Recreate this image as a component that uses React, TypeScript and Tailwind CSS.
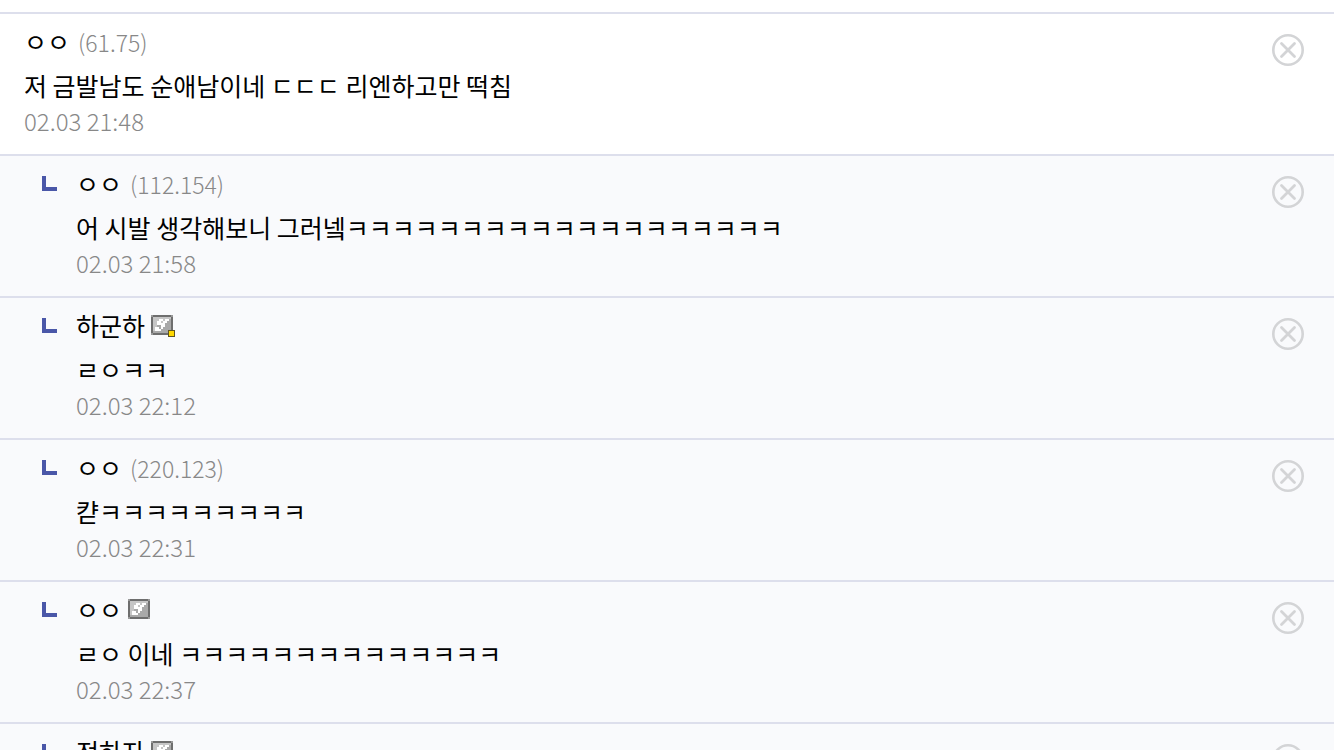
type Badge = 'fixed' | 'semi';

type Comment = {
  id: number;
  name: string;
  ip?: string;
  badge?: Badge;
  text: string;
  date: string;
  reply: boolean;
};

const COMMENTS: Comment[] = [
  { id: 1, name: 'ㅇㅇ', ip: '61.75', text: '저 금발남도 순애남이네 ㄷㄷㄷ 리엔하고만 떡침', date: '02.03 21:48', reply: false },
  { id: 2, name: 'ㅇㅇ', ip: '112.154', text: '어 시발 생각해보니 그러넼ㅋㅋㅋㅋㅋㅋㅋㅋㅋㅋㅋㅋㅋㅋㅋㅋㅋㅋㅋ', date: '02.03 21:58', reply: true },
  { id: 3, name: '하군하', badge: 'semi', text: 'ㄹㅇㅋㅋ', date: '02.03 22:12', reply: true },
  { id: 4, name: 'ㅇㅇ', ip: '220.123', text: '캳ㅋㅋㅋㅋㅋㅋㅋㅋㅋ', date: '02.03 22:31', reply: true },
  { id: 5, name: 'ㅇㅇ', badge: 'fixed', text: 'ㄹㅇ 이네 ㅋㅋㅋㅋㅋㅋㅋㅋㅋㅋㅋㅋㅋㅋ', date: '02.03 22:37', reply: true },
  { id: 6, name: '전하자', badge: 'fixed', text: 'ㅋㅋㅋㅋ', date: '02.03 22:41', reply: true },
];

function ReplyMark() {
  return (
    <svg width="15" height="15" viewBox="0 0 15 15" className="mt-5 shrink-0" aria-hidden="true">
      <path d="M0 0H4V11H15V15H0Z" fill="#4a57a8" />
    </svg>
  );
}

function UserBadge({ type }: { type: Badge }) {
  return (
    <svg width="24" height="22" viewBox="0 0 24 22" shapeRendering="crispEdges" className="shrink-0" aria-hidden="true">
      <path d="M0 0H22V20H0Z" fill="#999" />
      <path d="M2 0H20V2H2ZM2 18H20V20H2ZM0 2H2V18H0ZM20 2H22V18H20Z" fill="#6e6e6e" />
      <path d="M2 2H20V18H2Z" fill="#a9a9a9" />
      <path d="M2 2H20V4H18V6H12V8H6V12H4V16H2Z" fill="#c6c6c6" />
      {/* pixel "g" */}
      <path
        d="M8 4H12V6H8ZM14 4H18V6H14ZM6 6H10V8H6ZM12 6H16V8H12ZM6 8H14V10H6ZM10 10H14V12H10ZM4 12H8V14H4ZM10 12H12V14H10ZM4 14H10V16H4Z"
        fill="#fff"
      />
      {type === 'semi' && (
        <>
          <path d="M17 15H24V22H17Z" fill="#5f5420" />
          <path d="M18 16H23V21H18Z" fill="#ffd800" />
        </>
      )}
    </svg>
  );
}

function DeleteButton() {
  return (
    <button type="button" aria-label="삭제" className="mt-5 size-8 shrink-0">
      <svg width="32" height="32" viewBox="0 0 32 32" fill="none" stroke="#d3d4d6" aria-hidden="true">
        <circle cx="16" cy="16" r="14.7" strokeWidth="2.6" />
        <path d="M9.5 9.5L22.5 22.5M22.5 9.5L9.5 22.5" strokeWidth="2.8" strokeLinecap="round" />
      </svg>
    </button>
  );
}

function CommentItem({ comment }: { comment: Comment }) {
  const { name, ip, badge, text, date, reply } = comment;

  return (
    <li
      className={`flex border-t-2 border-[#dddfec] pr-[30px] pb-[15px] ${
        reply ? 'gap-[19px] bg-[#f9fafc] pl-[42px]' : 'bg-white pl-6'
      }`}
    >
      {reply && <ReplyMark />}
      <div className="min-w-0 flex-1 pt-2.5">
        <div className="flex h-9 items-center gap-1.5">
          <span>{name}</span>
          {ip && <span className="pl-0.5 text-[23px] font-light text-[#888]">({ip})</span>}
          {badge && <UserBadge type={badge} />}
        </div>
        <p className="mt-[7px] leading-9">{text}</p>
        <time className="block text-[24px] leading-9 font-light text-[#888]">{date}</time>
      </div>
      <DeleteButton />
    </li>
  );
}

export default function App() {
  return (
    <main className="h-screen overflow-hidden bg-white pt-3 font-['Noto_Sans_CJK_KR',sans-serif] text-[25px] text-black">
      <ul>
        {COMMENTS.map((comment) => (
          <CommentItem key={comment.id} comment={comment} />
        ))}
      </ul>
    </main>
  );
}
☆ ☆ ☆ ☆ ☆ ☆ ☆
WORK REQUIRED
Your task is to repeat the data above exactly while excluding the pictures.

THE RESPONSE
Recreate this image as a component that uses React, TypeScript and Tailwind CSS.
type Badge = 'fixed' | 'semi';

type Comment = {
  id: number;
  name: string;
  ip?: string;
  badge?: Badge;
  text: string;
  date: string;
  reply: boolean;
};

const COMMENTS: Comment[] = [
  { id: 1, name: 'ㅇㅇ', ip: '61.75', text: '저 금발남도 순애남이네 ㄷㄷㄷ 리엔하고만 떡침', date: '02.03 21:48', reply: false },
  { id: 2, name: 'ㅇㅇ', ip: '112.154', text: '어 시발 생각해보니 그러넼ㅋㅋㅋㅋㅋㅋㅋㅋㅋㅋㅋㅋㅋㅋㅋㅋㅋㅋㅋ', date: '02.03 21:58', reply: true },
  { id: 3, name: '하군하', badge: 'semi', text: 'ㄹㅇㅋㅋ', date: '02.03 22:12', reply: true },
  { id: 4, name: 'ㅇㅇ', ip: '220.123', text: '캳ㅋㅋㅋㅋㅋㅋㅋㅋㅋ', date: '02.03 22:31', reply: true },
  { id: 5, name: 'ㅇㅇ', badge: 'fixed', text: 'ㄹㅇ 이네 ㅋㅋㅋㅋㅋㅋㅋㅋㅋㅋㅋㅋㅋㅋ', date: '02.03 22:37', reply: true },
  { id: 6, name: '전하자', badge: 'fixed', text: 'ㅋㅋㅋㅋ', date: '02.03 22:41', reply: true },
];

function ReplyMark() {
  return (
    <svg width="15" height="15" viewBox="0 0 15 15" className="mt-5 shrink-0" aria-hidden="true">
      <path d="M0 0H4V11H15V15H0Z" fill="#4a57a8" />
    </svg>
  );
}

function UserBadge({ type }: { type: Badge }) {
  return (
    <svg width="24" height="22" viewBox="0 0 24 22" shapeRendering="crispEdges" className="shrink-0" aria-hidden="true">
      <path d="M0 0H22V20H0Z" fill="#999" />
      <path d="M2 0H20V2H2ZM2 18H20V20H2ZM0 2H2V18H0ZM20 2H22V18H20Z" fill="#6e6e6e" />
      <path d="M2 2H20V18H2Z" fill="#a9a9a9" />
      <path d="M2 2H20V4H18V6H12V8H6V12H4V16H2Z" fill="#c6c6c6" />
      {/* pixel "g" */}
      <path
        d="M8 4H12V6H8ZM14 4H18V6H14ZM6 6H10V8H6ZM12 6H16V8H12ZM6 8H14V10H6ZM10 10H14V12H10ZM4 12H8V14H4ZM10 12H12V14H10ZM4 14H10V16H4Z"
        fill="#fff"
      />
      {type === 'semi' && (
        <>
          <path d="M17 15H24V22H17Z" fill="#5f5420" />
          <path d="M18 16H23V21H18Z" fill="#ffd800" />
        </>
      )}
    </svg>
  );
}

function DeleteButton() {
  return (
    <button type="button" aria-label="삭제" className="mt-5 size-8 shrink-0">
      <svg width="32" height="32" viewBox="0 0 32 32" fill="none" stroke="#d3d4d6" aria-hidden="true">
        <circle cx="16" cy="16" r="14.7" strokeWidth="2.6" />
        <path d="M9.5 9.5L22.5 22.5M22.5 9.5L9.5 22.5" strokeWidth="2.8" strokeLinecap="round" />
      </svg>
    </button>
  );
}

function CommentItem({ comment }: { comment: Comment }) {
  const { name, ip, badge, text, date, reply } = comment;

  return (
    <li
      className={`flex border-t-2 border-[#dddfec] pr-[30px] pb-[15px] ${
        reply ? 'gap-[19px] bg-[#f9fafc] pl-[42px]' : 'bg-white pl-6'
      }`}
    >
      {reply && <ReplyMark />}
      <div className="min-w-0 flex-1 pt-2.5">
        <div className="flex h-9 items-center gap-1.5">
          <span>{name}</span>
          {ip && <span className="pl-0.5 text-[23px] font-light text-[#888]">({ip})</span>}
          {badge && <UserBadge type={badge} />}
        </div>
        <p className="mt-[7px] leading-9">{text}</p>
        <time className="block text-[24px] leading-9 font-light text-[#888]">{date}</time>
      </div>
      <DeleteButton />
    </li>
  );
}

export default function App() {
  return (
    <main className="h-screen overflow-hidden bg-white pt-3 font-['Noto_Sans_CJK_KR',sans-serif] text-[25px] text-black">
      <ul>
        {COMMENTS.map((comment) => (
          <CommentItem key={comment.id} comment={comment} />
        ))}
      </ul>
    </main>
  );
}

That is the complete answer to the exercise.